Unfortunately, in many marriages, things are not always good. In some marriages, fighting, bickering, and animosity can rise to high levels. In marriages with children, the children can feel as if they are in the middle of a bad situation between their parents.
The thought process of many is that when things get this bad, it is often better to separate and divorce. By separating and divorcing, the view is that both parties can move on with their life separately. They can each go their own way. They can each live their own life. The hope is that this will fix the situation.
Obviously, every family situation is different. For this reason, no universal rules can be drawn in terms of what is best for every marriage that is out there.
It is also true in some marriages, that the differences are irreconcilable. In other words, the differences can sometimes start, so opposed and different, that it is just impossible for the marriage to be salvaged,
In some marriages, there can also be so much fighting and bickering, that one could reasonably believe that separating and divorcing is for the best in terms of giving the children and the parties peace. After all, nobody can live in an environment forever where there are constantly fighting and bickering.

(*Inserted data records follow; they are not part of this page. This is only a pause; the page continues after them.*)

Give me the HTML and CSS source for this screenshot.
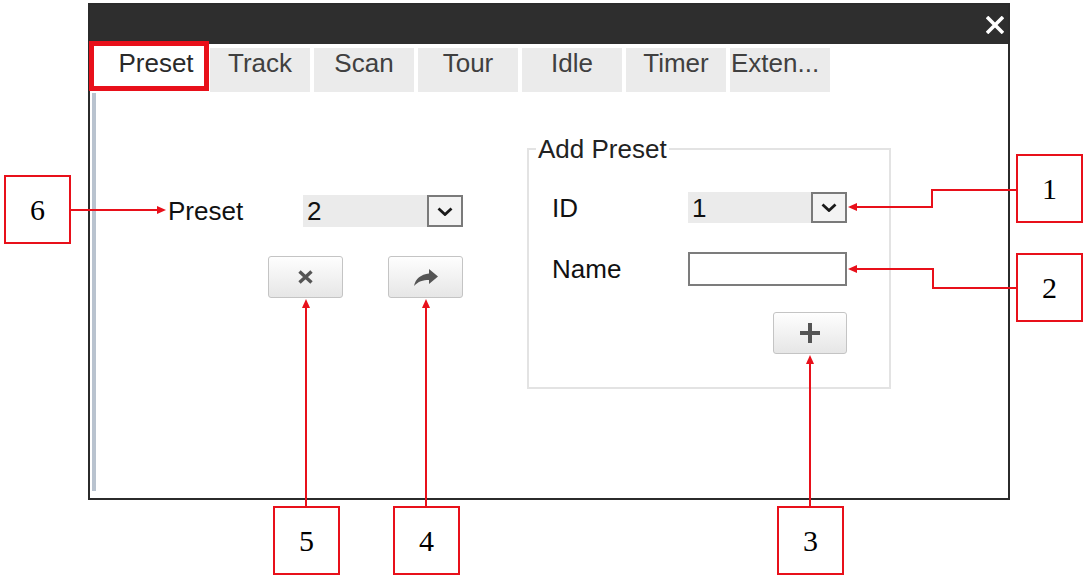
FILE: index.html
```html
<!DOCTYPE html>
<html lang="en">
<head>
<meta charset="utf-8">
<title>Preset</title>
<link rel="stylesheet" href="styles.css">
</head>
<body>
<div class="figure">
  <div class="window">
    <div class="titlebar">
      <svg class="close" viewBox="0 0 18 18" aria-label="Close"><path d="M1 1L17 17M17 1L1 17" stroke="#fff" stroke-width="3.6" fill="none"/></svg>
    </div>
    <div class="tabs">
      <div class="tab active">Preset</div>
      <div class="tab">Track</div>
      <div class="tab">Scan</div>
      <div class="tab">Tour</div>
      <div class="tab">Idle</div>
      <div class="tab">Timer</div>
      <div class="tab ext">Exten...</div>
    </div>
    <div class="content">
      <div class="bar"></div>
      <div class="left">
        <div class="row">
          <span class="label preset-label">Preset</span>
          <div class="select">
            <span class="value">2</span>
            <span class="drop"><svg viewBox="0 0 16 9" width="16" height="9"><path d="M1.5 1.5L8 7.5L14.5 1.5" stroke="#1a1a1a" stroke-width="2.8" fill="none"/></svg></span>
          </div>
        </div>
        <div class="actions">
          <button class="btn" type="button"><svg viewBox="0 0 15 14" width="15" height="14"><path d="M1.5 1.5L13.5 12.5M13.5 1.5L1.5 12.5" stroke="#555" stroke-width="3.4" fill="none"/></svg></button>
          <button class="btn" type="button"><svg viewBox="0 0 26 19" width="26" height="19"><path d="M16 1L25 8.5L16 16V12C10 12 5 13.5 1 18C2.5 11 8 6.3 16 5.6Z" fill="#555"/></svg></button>
        </div>
      </div>
      <fieldset class="group">
        <legend>Add Preset</legend>
        <div class="frow id-row">
          <span class="label flabel">ID</span>
          <div class="select wide">
            <span class="value">1</span>
            <span class="drop"><svg viewBox="0 0 16 9" width="16" height="9"><path d="M1.5 1.5L8 7.5L14.5 1.5" stroke="#1a1a1a" stroke-width="2.8" fill="none"/></svg></span>
          </div>
        </div>
        <div class="frow name-row">
          <span class="label flabel">Name</span>
          <input class="text" type="text" aria-label="Name">
        </div>
        <div class="frow add-row">
          <button class="btn add" type="button"><svg viewBox="0 0 20 20" width="20" height="20"><path d="M10 0V20M0 10H20" stroke="#555" stroke-width="4" fill="none"/></svg></button>
        </div>
      </fieldset>
    </div>
  </div>

  <div class="frame"></div>

  <svg class="leaders" width="1088" height="580" viewBox="0 0 1088 580">
    <g stroke="#e8101a" stroke-width="2" fill="none">
      <path d="M71 210H158"/>
      <path d="M1016 190H932V207H856"/>
      <path d="M1016 288H933V269H856"/>
      <path d="M810 506V363"/>
      <path d="M426 506V307"/>
      <path d="M306 506V307"/>
    </g>
    <g fill="#e8101a">
      <path d="M166 210L157 206L157 214Z"/>
      <path d="M848 207L857 203L857 211Z"/>
      <path d="M848 269L857 265L857 273Z"/>
      <path d="M810 355L806 364L814 364Z"/>
      <path d="M426 299L422 308L430 308Z"/>
      <path d="M306 299L302 308L310 308Z"/>
    </g>
  </svg>

  <div class="num n1">1</div>
  <div class="num n2">2</div>
  <div class="num n3">3</div>
  <div class="num n4">4</div>
  <div class="num n5">5</div>
  <div class="num n6">6</div>
</div>
</body>
</html>
```

FILE: styles.css
```css
* {
  box-sizing: border-box;
}

body {
  margin: 0;
  background: #fff;
  font-family: "Liberation Sans", Arial, sans-serif;
}

.figure {
  position: relative;
  width: 1088px;
  height: 580px;
  padding: 3px 0 0 88px;
  overflow: hidden;
}

.window {
  width: 922px;
  height: 497px;
  border: 2px solid #2b2b2b;
  display: flex;
  flex-direction: column;
  background: #fff;
}

.titlebar {
  height: 39px;
  flex: none;
  background: #2e2e2e;
  display: flex;
  align-items: center;
  justify-content: flex-end;
  padding-right: 4px;
}

.close {
  width: 18px;
  height: 18px;
  display: block;
}

.tabs {
  display: flex;
  gap: 4px;
  padding: 4px 0 0 16px;
  flex: none;
}

.tab {
  width: 100px;
  height: 44px;
  background: #ebebeb;
  color: #404040;
  font-size: 26px;
  line-height: 30px;
  padding-top: 0;
  text-align: center;
  white-space: nowrap;
  overflow: hidden;
}

.tab.active {
  background: #fff;
  color: #2a2a2a;
}

.tab.ext {
  text-align: left;
  padding-left: 1px;
}

.content {
  flex: 1;
  display: flex;
  min-height: 0;
}

.bar {
  width: 4px;
  margin: 1px 0 7px 2px;
  background: #b9c3cf;
  flex: none;
}

.left {
  width: 359px;
  margin-left: 72px;
  padding-top: 103px;
  flex: none;
}

.row {
  display: flex;
  align-items: center;
}

.label {
  font-size: 26px;
  color: #111;
  line-height: 30px;
}

.preset-label {
  width: 135px;
}

.select {
  display: flex;
  height: 32px;
  width: 160px;
}

.select .value {
  flex: 1;
  background: #ebebeb;
  font-size: 26px;
  color: #111;
  line-height: 32px;
  padding-left: 4px;
}

.drop {
  width: 36px;
  border: 2px solid #7a7a7a;
  background: #f3f3f3;
  display: flex;
  align-items: center;
  justify-content: center;
}

.drop svg {
  display: block;
}

.actions {
  display: flex;
  gap: 45px;
  margin: 29px 0 0 100px;
}

.btn {
  width: 75px;
  height: 42px;
  border: 1px solid #c4c4c4;
  border-radius: 3px;
  background: linear-gradient(#fefefe, #e6e6e6);
  display: flex;
  align-items: center;
  justify-content: center;
  padding: 0;
  margin: 0;
}

.btn svg {
  display: block;
}

.group {
  margin: 42px 0 0 0;
  padding: 0 7px;
  width: 364px;
  height: 255px;
  border: 2px solid #e3e3e3;
  min-width: 0;
  flex: none;
}

.group legend {
  font-size: 26px;
  line-height: 30px;
  color: #222;
  padding: 0 2px;
}

.frow {
  display: flex;
  align-items: center;
  padding-left: 16px;
}

.flabel {
  width: 136px;
}

.id-row {
  margin-top: 28px;
  height: 31px;
}

.select.wide {
  width: 159px;
  height: 31px;
}

.name-row {
  margin-top: 29px;
  height: 34px;
}

.text {
  width: 159px;
  height: 34px;
  border: 2px solid #7c7c7c;
  background: #fff;
  margin: 0;
  padding: 0 4px;
  font-size: 20px;
}

.add-row {
  margin-top: 26px;
  padding-left: 237px;
}

.btn.add {
  width: 74px;
}

.frame {
  position: absolute;
  left: 89px;
  top: 41px;
  width: 120px;
  height: 50px;
  border: 5px solid #e8101a;
}

.leaders {
  position: absolute;
  left: 0;
  top: 0;
}

.num {
  position: absolute;
  width: 67px;
  height: 69px;
  border: 2px solid #e8101a;
  background: #fff;
  font-family: "Liberation Serif", "Times New Roman", serif;
  font-size: 30px;
  color: #000;
  display: flex;
  align-items: center;
  justify-content: center;
}

.n1 {
  left: 1016px;
  top: 154px;
}

.n2 {
  left: 1016px;
  top: 253px;
}

.n3 {
  left: 777px;
  top: 506px;
}

.n4 {
  left: 393px;
  top: 506px;
}

.n5 {
  left: 273px;
  top: 506px;
}

.n6 {
  left: 4px;
  top: 175px;
}
```
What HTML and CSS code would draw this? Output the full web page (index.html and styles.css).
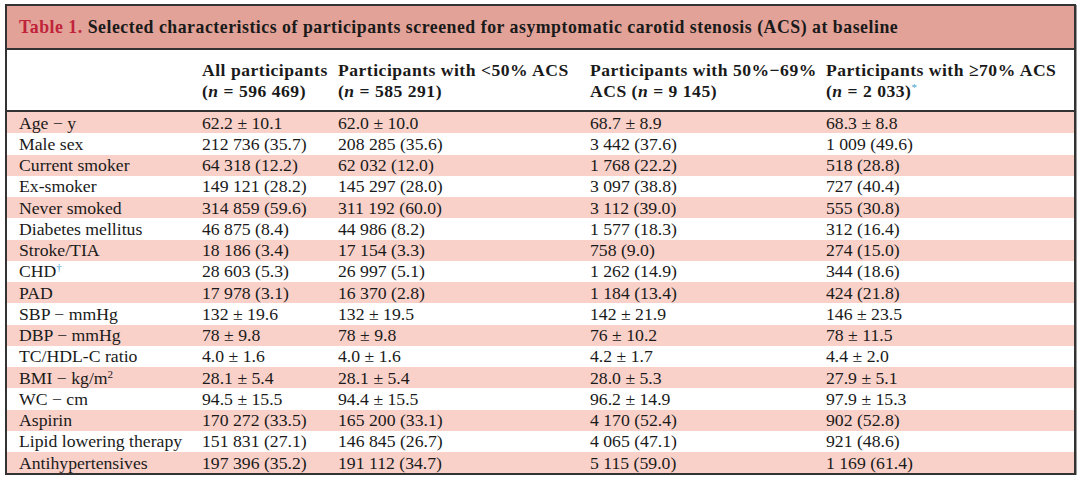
FILE: index.html
```html
<!DOCTYPE html>
<html>
<head>
<meta charset="utf-8">
<link rel="stylesheet" href="styles.css">
</head>
<body>
<div class="frame">
  <div class="caption"><span class="lbl">Table 1.</span> Selected characteristics of participants screened for asymptomatic carotid stenosis (ACS) at baseline</div>
  <table class="data">
    <colgroup>
      <col class="c0"><col class="c1"><col class="c2"><col class="c3"><col class="c4">
    </colgroup>
    <thead>
      <tr>
        <th></th>
        <th>All participants<br>(<i>n</i>&nbsp;=&nbsp;596 469)</th>
        <th>Participants with &lt;50% ACS<br>(<i>n</i>&nbsp;=&nbsp;585 291)</th>
        <th>Participants with 50%−69%<br>ACS (<i>n</i>&nbsp;=&nbsp;9 145)</th>
        <th>Participants with ≥70% ACS<br>(<i>n</i>&nbsp;=&nbsp;2 033)<sup class="fn">*</sup></th>
      </tr>
    </thead>
    <tbody>
      <tr class="odd"><td>Age − y</td><td>62.2 ± 10.1</td><td>62.0 ± 10.0</td><td>68.7 ± 8.9</td><td>68.3 ± 8.8</td></tr>
      <tr><td>Male sex</td><td>212 736 (35.7)</td><td>208 285 (35.6)</td><td>3 442 (37.6)</td><td>1 009 (49.6)</td></tr>
      <tr class="odd"><td>Current smoker</td><td>64 318 (12.2)</td><td>62 032 (12.0)</td><td>1 768 (22.2)</td><td>518 (28.8)</td></tr>
      <tr><td>Ex-smoker</td><td>149 121 (28.2)</td><td>145 297 (28.0)</td><td>3 097 (38.8)</td><td>727 (40.4)</td></tr>
      <tr class="odd"><td>Never smoked</td><td>314 859 (59.6)</td><td>311 192 (60.0)</td><td>3 112 (39.0)</td><td>555 (30.8)</td></tr>
      <tr><td>Diabetes mellitus</td><td>46 875 (8.4)</td><td>44 986 (8.2)</td><td>1 577 (18.3)</td><td>312 (16.4)</td></tr>
      <tr class="odd"><td>Stroke/TIA</td><td>18 186 (3.4)</td><td>17 154 (3.3)</td><td>758 (9.0)</td><td>274 (15.0)</td></tr>
      <tr><td>CHD<sup class="fn">†</sup></td><td>28 603 (5.3)</td><td>26 997 (5.1)</td><td>1 262 (14.9)</td><td>344 (18.6)</td></tr>
      <tr class="odd"><td>PAD</td><td>17 978 (3.1)</td><td>16 370 (2.8)</td><td>1 184 (13.4)</td><td>424 (21.8)</td></tr>
      <tr><td>SBP − mmHg</td><td>132 ± 19.6</td><td>132 ± 19.5</td><td>142 ± 21.9</td><td>146 ± 23.5</td></tr>
      <tr class="odd"><td>DBP − mmHg</td><td>78 ± 9.8</td><td>78 ± 9.8</td><td>76 ± 10.2</td><td>78 ± 11.5</td></tr>
      <tr><td>TC/HDL-C ratio</td><td>4.0 ± 1.6</td><td>4.0 ± 1.6</td><td>4.2 ± 1.7</td><td>4.4 ± 2.0</td></tr>
      <tr class="odd"><td>BMI − kg/m<sup>2</sup></td><td>28.1 ± 5.4</td><td>28.1 ± 5.4</td><td>28.0 ± 5.3</td><td>27.9 ± 5.1</td></tr>
      <tr><td>WC − cm</td><td>94.5 ± 15.5</td><td>94.4 ± 15.5</td><td>96.2 ± 14.9</td><td>97.9 ± 15.3</td></tr>
      <tr class="odd"><td>Aspirin</td><td>170 272 (33.5)</td><td>165 200 (33.1)</td><td>4 170 (52.4)</td><td>902 (52.8)</td></tr>
      <tr><td>Lipid lowering therapy</td><td>151 831 (27.1)</td><td>146 845 (26.7)</td><td>4 065 (47.1)</td><td>921 (48.6)</td></tr>
      <tr class="odd"><td>Antihypertensives</td><td>197 396 (35.2)</td><td>191 112 (34.7)</td><td>5 115 (59.0)</td><td>1 169 (61.4)</td></tr>
    </tbody>
  </table>
</div>
</body>
</html>
```

FILE: styles.css
```css
html, body {
  margin: 0;
  padding: 0;
  background: #ffffff;
}
body {
  padding: 4px 4px 0 5px;
  font-family: "Liberation Serif", "DejaVu Serif", serif;
  color: #1a1a1a;
}
.frame {
  width: 1067px;
  border: 2px solid #333333;
  box-shadow: 1px 1px 0 #9a9a9a;
}
.caption {
  background: #e2a298;
  height: 42px;
  line-height: 42px;
  padding-left: 12px;
  font-size: 17.8px;
  letter-spacing: 0.51px;
  font-weight: bold;
  border-bottom: 2px solid #333333;
  white-space: nowrap;
}
.caption .lbl {
  color: #c0233a;
}
.data {
  width: 100%;
  border-collapse: collapse;
  table-layout: fixed;
  font-size: 17.7px;
}
.c0 { width: 195px; }
.c1 { width: 136px; }
.c2 { width: 252px; }
.c3 { width: 236px; }
.c4 { width: auto; }
.data th {
  text-align: left;
  font-weight: bold;
  vertical-align: top;
  padding: 10px 0 8px 0;
  line-height: 21px;
  font-size: 17.6px;
  letter-spacing: 0.5px;
  white-space: nowrap;
  border-bottom: 2px solid #333333;
}
.data td {
  padding: 0;
  height: 21.25px;
  line-height: 20px;
  white-space: nowrap;
}
.data td:first-child, .data th:first-child {
  padding-left: 12px;
}
.data tr.odd td {
  background: #f9d1c9;
}
.fn {
  color: #4aa6d0;
  font-size: 11px;
  font-weight: normal;
  vertical-align: 6px;
  line-height: 0;
}
sup {
  font-size: 11px;
  line-height: 0;
  vertical-align: 6px;
}
```
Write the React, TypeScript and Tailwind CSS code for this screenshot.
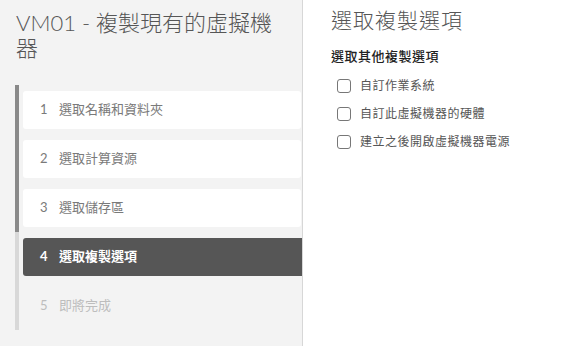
import React from "react";

const font = '"Lato", "Noto Sans CJK TC", sans-serif';

const steps = [
  { n: 1, label: "選取名稱和資料夾", state: "done" },
  { n: 2, label: "選取計算資源", state: "done" },
  { n: 3, label: "選取儲存區", state: "done" },
  { n: 4, label: "選取複製選項", state: "active" },
  { n: 5, label: "即將完成", state: "todo" },
];

const options = ["自訂作業系統", "自訂此虛擬機器的硬體", "建立之後開啟虛擬機器電源"];

export default function App() {
  return (
    <div className="w-[580px] h-[346px] flex bg-white overflow-hidden" style={{ fontFamily: font }}>
      <div className="w-[303px] h-full bg-[#f3f3f3] border-r border-[#d7d7d7] flex flex-col">
        <h1 className="pl-[16px] pr-[16px] pt-[10px] text-[22px] leading-[25px] text-[#565656] font-light">
          VM01 - 複製現有的虛擬機器
        </h1>
        <ul className="mt-[25px] ml-[15px]">
          {steps.map((s) => (
            <li
              key={s.n}
              className={
                "border-l-4 pt-[6px] pb-[5px] " +
                (s.state === "done" ? "border-[#898989]" : "border-[#d8d8d8]")
              }
            >
              {s.state === "done" && (
                <div className="ml-[4px] mr-[1px] h-[38px] rounded-[3px] bg-white flex items-center pl-[17px] text-[13px] text-[#7a7a7a]">
                  <span className="w-[19px]">{s.n}</span>
                  <span>{s.label}</span>
                </div>
              )}
              {s.state === "active" && (
                <div className="ml-[4px] h-[38px] rounded-l-[3px] bg-[#565656] flex items-center pl-[17px] text-[13px] text-white font-bold">
                  <span className="w-[19px]">{s.n}</span>
                  <span>{s.label}</span>
                </div>
              )}
              {s.state === "todo" && (
                <div className="ml-[4px] h-[38px] flex items-center pl-[17px] text-[13px] text-[#bdbdbd]">
                  <span className="w-[19px]">{s.n}</span>
                  <span>{s.label}</span>
                </div>
              )}
            </li>
          ))}
        </ul>
      </div>
      <div className="flex-1 pl-[28px] pt-[6px]">
        <h2 className="text-[21px] leading-[28px] text-[#565656] font-light tracking-[1px]">選取複製選項</h2>
        <div className="mt-[13px] text-[13px] leading-[18px] font-medium text-[#222] tracking-[0.5px]">選取其他複製選項</div>
        <div className="mt-[14px] flex flex-col gap-[14px]">
          {options.map((o) => (
            <label key={o} className="flex items-center h-[14px]">
              <span className="ml-[6px] w-[14px] h-[14px] rounded-[3px] border border-[#777] bg-white" />
              <span className="ml-[9px] text-[12px] text-[#565656] tracking-[0.5px]">{o}</span>
            </label>
          ))}
        </div>
      </div>
    </div>
  );
}
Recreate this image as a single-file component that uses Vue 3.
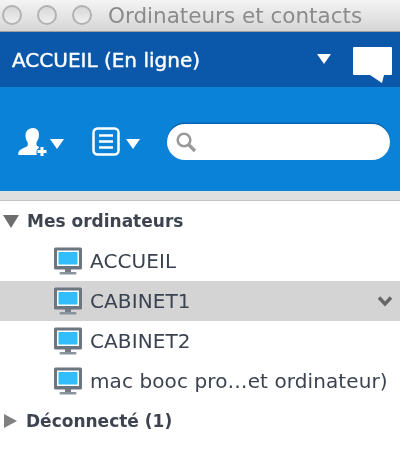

On the flip end, the question is will the divorce make it better? By making it better, will there be more peace? Will there be less fighting? Will the children be put in the middle less?
In some cases, this might be true. However, in some cases, this might not be true at all. In certain cases, the parties will still have to communicate about the children. There will also still be exchanges between the parents for visitation. There might also be events that both parties need to attend, like doctor appointments, parent-teacher conferences, and extracurricular events where the parties will at least need to be cordial.
The reality is that in the midst of a divorce, or even after a divorce, the divorce won’t always make things better. In some cases, the parents will still need to co-parent, but now they might like each other less than they did before the divorce (even with their differences).
For this reason, before any party decides to go forward with a divorce, they want to think long and hard about this decision first. Every situation and every case is different. Rarely, can universal lines be drawn? In some cases, counseling might be an option for those considering divorce. And, in some cases, the divorce might not make things better. It might make it harder.